Dataset entries:
───

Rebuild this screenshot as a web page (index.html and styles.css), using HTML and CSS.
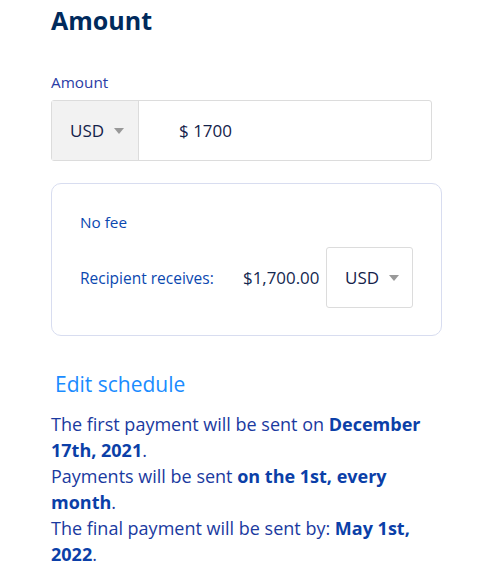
FILE: index.html
```html
<!DOCTYPE html>
<html>
<head>
<meta charset="utf-8">
<link rel="stylesheet" href="styles.css">
</head>
<body>
<div class="page">
  <h1 class="title">Amount</h1>
  <label class="field-label">Amount</label>
  <div class="input-group">
    <div class="select">USD <span class="caret"></span></div>
    <div class="amount-input">$ 1700</div>
  </div>
  <div class="card">
    <div class="fee">No fee</div>
    <div class="receive-row">
      <span class="receive-label">Recipient receives:</span>
      <span class="receive-value">$1,700.00</span>
      <div class="select select-box">USD <span class="caret"></span></div>
    </div>
  </div>
  <a class="edit-link">Edit schedule</a>
  <p class="schedule">The first payment will be sent on <b>December 17th, 2021</b>.<br>Payments will be sent <b>on the 1st, every month</b>.<br>The final payment will be sent by: <b>May 1st, 2022</b>.</p>
</div>
</body>
</html>
```
FILE: styles.css
```css
html, body { margin: 0; padding: 0; background: #fff; }
body { font-family: "Open Sans", "Noto Sans", sans-serif; }
.page { width: 391px; padding: 0 0 0 51px; }
.title { margin: 0; padding-top: 4px; font-size: 25px; line-height: 32px; font-weight: 700; color: #002a5c; }
.field-label { display: block; margin-top: 37px; font-size: 15.3px; line-height: 18px; color: #2a3ca6; }
.input-group { display: flex; width: 381px; height: 61px; margin-top: 9px; border: 1px solid #dcdcdc; border-radius: 3px; box-sizing: border-box; }
.select { display: flex; align-items: center; gap: 10px; font-size: 17px; color: #14224a; }
.input-group .select { width: 87px; background: #f2f2f2; border-right: 1px solid #dcdcdc; padding-left: 18px; box-sizing: border-box; }
.caret { width: 0; height: 0; border-left: 5px solid transparent; border-right: 5px solid transparent; border-top: 6px solid #999; }
.amount-input { display: flex; align-items: center; padding-left: 40px; font-size: 17px; color: #14224a; }
.card { margin-top: 22px; border: 1px solid #d8ddf0; border-radius: 10px; padding: 27px 28px 28px 28px; height: 153px; box-sizing: border-box; }
.fee { font-size: 15.3px; line-height: 22px; color: #0a48b0; }
.receive-row { display: flex; align-items: center; margin-top: 14px; }
.receive-label { font-size: 15.5px; color: #0a48b0; width: 163px; }
.receive-value { font-size: 16.9px; color: #142850; width: 83px; }
.select-box { width: 87px; height: 61px; border: 1px solid #dcdcdc; border-radius: 3px; box-sizing: border-box; padding-left: 18px; }
.edit-link { display: block; margin-top: 35px; margin-left: 4px; font-size: 21px; line-height: 26px; color: #1a8cff; }
.schedule { margin: 14px 0 0 0; font-size: 18px; line-height: 26px; color: #1a3aa0; }
.schedule b { color: #0b3fa8; }
```
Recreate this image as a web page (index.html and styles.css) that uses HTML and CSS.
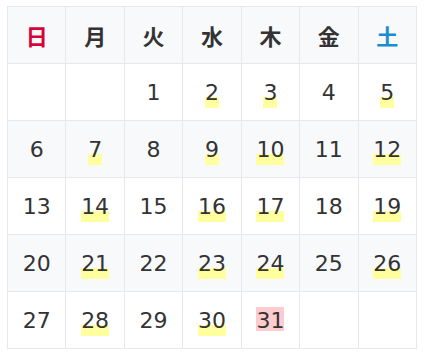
FILE: index.html
```html
<!DOCTYPE html>
<html lang="ja">
<head>
<meta charset="utf-8">
<link rel="stylesheet" href="styles.css">
</head>
<body>
<table class="cal">
  <thead>
    <tr>
      <th class="sun">日</th><th>月</th><th>火</th><th>水</th><th>木</th><th>金</th><th class="sat">土</th>
    </tr>
  </thead>
  <tbody>
    <tr><td></td><td></td><td>1</td><td><span class="hl">2</span></td><td><span class="hl">3</span></td><td>4</td><td><span class="hl">5</span></td></tr>
    <tr><td>6</td><td><span class="hl">7</span></td><td>8</td><td><span class="hl">9</span></td><td><span class="hl">10</span></td><td>11</td><td><span class="hl">12</span></td></tr>
    <tr><td>13</td><td><span class="hl">14</span></td><td>15</td><td><span class="hl">16</span></td><td><span class="hl">17</span></td><td>18</td><td><span class="hl">19</span></td></tr>
    <tr><td>20</td><td><span class="hl">21</span></td><td>22</td><td><span class="hl">23</span></td><td><span class="hl">24</span></td><td>25</td><td><span class="hl">26</span></td></tr>
    <tr><td>27</td><td><span class="hl">28</span></td><td>29</td><td><span class="hl">30</span></td><td><span class="today">31</span></td><td></td><td></td></tr>
  </tbody>
</table>
</body>
</html>
```

FILE: styles.css
```css
html, body {
  margin: 0;
  padding: 0;
  background: #ffffff;
}

body {
  padding: 6px 0 0 7px;
  font-family: "DejaVu Sans", "Noto Sans CJK JP", sans-serif;
  color: #333333;
}

.cal {
  border-collapse: collapse;
  table-layout: fixed;
  width: 410px;
}

.cal th,
.cal td {
  border: 1px solid #e6e8eb;
  padding: 0;
  height: 56px;
  text-align: center;
  vertical-align: middle;
}

.cal th {
  background: #f7f9fb;
  font-family: "Noto Sans CJK JP", sans-serif;
  font-weight: 700;
  font-size: 22px;
  color: #333333;
}

.cal th.sun { color: #d6003b; }
.cal th.sat { color: #1a8dcc; }

.cal td {
  font-size: 22px;
  background: #ffffff;
}

.cal tbody tr:nth-child(even) td {
  background: #f7f9fb;
}

.hl {
  padding-bottom: 3px;
  background: linear-gradient(transparent 61%, #ffffa0 61%);
}

.today {
  display: inline-block;
  line-height: 20px;
  padding-top: 4px;
  background: #fccccf;
}
```
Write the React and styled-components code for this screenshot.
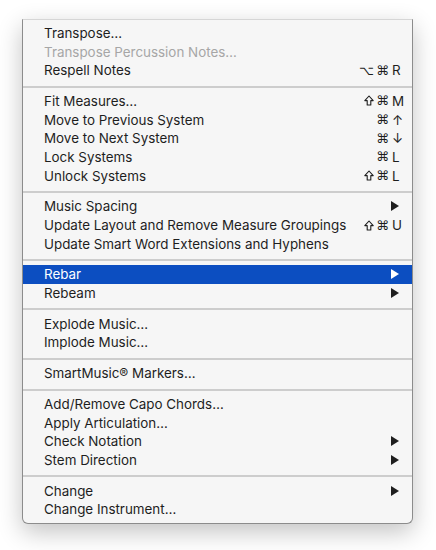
import styled, { createGlobalStyle } from 'styled-components'

const GlobalStyle = createGlobalStyle`
    body {
        margin: 0;
        background: #fff;
        font-family: "Inter", "Liberation Sans", sans-serif;
    }
`

const menu = [
    [
        { label: 'Transpose…' },
        { label: 'Transpose Percussion Notes…', disabled: true },
        { label: 'Respell Notes', mods: ['opt', 'cmd'], keyName: 'R' },
    ],
    [
        { label: 'Fit Measures…', mods: ['shift', 'cmd'], keyName: 'M' },
        { label: 'Move to Previous System', mods: ['cmd'], keyName: '↑' },
        { label: 'Move to Next System', mods: ['cmd'], keyName: '↓' },
        { label: 'Lock Systems', mods: ['cmd'], keyName: 'L' },
        { label: 'Unlock Systems', mods: ['shift', 'cmd'], keyName: 'L' },
    ],
    [
        { label: 'Music Spacing', submenu: true },
        { label: 'Update Layout and Remove Measure Groupings', mods: ['shift', 'cmd'], keyName: 'U' },
        { label: 'Update Smart Word Extensions and Hyphens' },
    ],
    [
        { label: 'Rebar', submenu: true, active: true },
        { label: 'Rebeam', submenu: true },
    ],
    [
        { label: 'Explode Music…' },
        { label: 'Implode Music…' },
    ],
    [
        { label: 'SmartMusic® Markers…' },
    ],
    [
        { label: 'Add/Remove Capo Chords…' },
        { label: 'Apply Articulation…' },
        { label: 'Check Notation', submenu: true },
        { label: 'Stem Direction', submenu: true },
    ],
    [
        { label: 'Change', submenu: true },
        { label: 'Change Instrument…' },
    ],
]

const Arrow = () => (
    <svg width="8" height="10" viewBox="0 0 8 10">
        <path d="M0 0 L8 5 L0 10 Z" fill="currentColor" />
    </svg>
)

// shift key glyph, drawn because the installed fonts render it poorly
const ShiftGlyph = () => (
    <svg width="10" height="11" viewBox="0 0 10 11">
        <path
            d="M5 1 L9.2 5.6 H6.8 V10 H3.2 V5.6 H0.8 Z"
            fill="none"
            stroke="currentColor"
            strokeWidth="1.1"
            strokeLinejoin="round"
        />
    </svg>
)

const modChar = { cmd: '⌘', opt: '⌥' }

const App = () => {
    return (
        <>
            <GlobalStyle />
            <Page>
                <Menu>
                    {menu.map((group, gi) => (
                        <Group key={gi}>
                            {gi > 0 && <Separator />}
                            {group.map((item) => (
                                <Item key={item.label} $active={item.active} $disabled={item.disabled}>
                                    <Label>{item.label}</Label>
                                    {item.keyName && (
                                        <Shortcut>
                                            {item.mods.map((m) =>
                                                m === 'shift' ? (
                                                    <Mod key={m}>
                                                        <ShiftGlyph />
                                                    </Mod>
                                                ) : (
                                                    <Mod key={m}>{modChar[m]}</Mod>
                                                )
                                            )}
                                            <Key>{item.keyName}</Key>
                                        </Shortcut>
                                    )}
                                    {item.submenu && (
                                        <SubArrow>
                                            <Arrow />
                                        </SubArrow>
                                    )}
                                </Item>
                            ))}
                        </Group>
                    ))}
                </Menu>
            </Page>
        </>
    )
}

const Page = styled.div`
    padding: 19px 0 0 22px;
    height: 531px;
`

const Menu = styled.div`
    width: 389px;
    background: #f6f6f6;
    border: 1px solid #8c8c8c;
    border-top-color: #d6d6d6;
    border-radius: 0 0 6px 6px;
    box-shadow: 0 8px 24px rgba(0, 0, 0, 0.24);
    padding: 3.5px 0 4px;
`

const Group = styled.div``

const Separator = styled.div`
    height: 2px;
    background: #cdcdcd;
    margin: 6px 0 4px;
`

const Item = styled.div`
    height: 18.7px;
    display: flex;
    align-items: center;
    padding: 0 10px 0 21px;
    font-size: 13.4px;
    color: ${(p) => (p.$active ? '#fff' : p.$disabled ? '#a6a6a6' : '#1e1e1e')};
    background: ${(p) => (p.$active ? '#0c4ec1' : 'transparent')};
`

const Label = styled.span`
    flex: 1;
    white-space: nowrap;
`

const Shortcut = styled.span`
    display: flex;
    align-items: center;
    gap: 2px;
`

const Mod = styled.span`
    display: flex;
    align-items: center;
    font-family: "DejaVu Sans", sans-serif;
    font-size: 13px;
`

const Key = styled.span`
    width: 10px;
    margin-left: 1px;
    font-family: "Inter", "DejaVu Sans", sans-serif;
    font-size: 13.4px;
`

const SubArrow = styled.span`
    display: flex;
    margin-right: 3px;
`

export default App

───

Count how many lines above carry the word "this". Only the number is required.

→ ANSWER IN FULL
3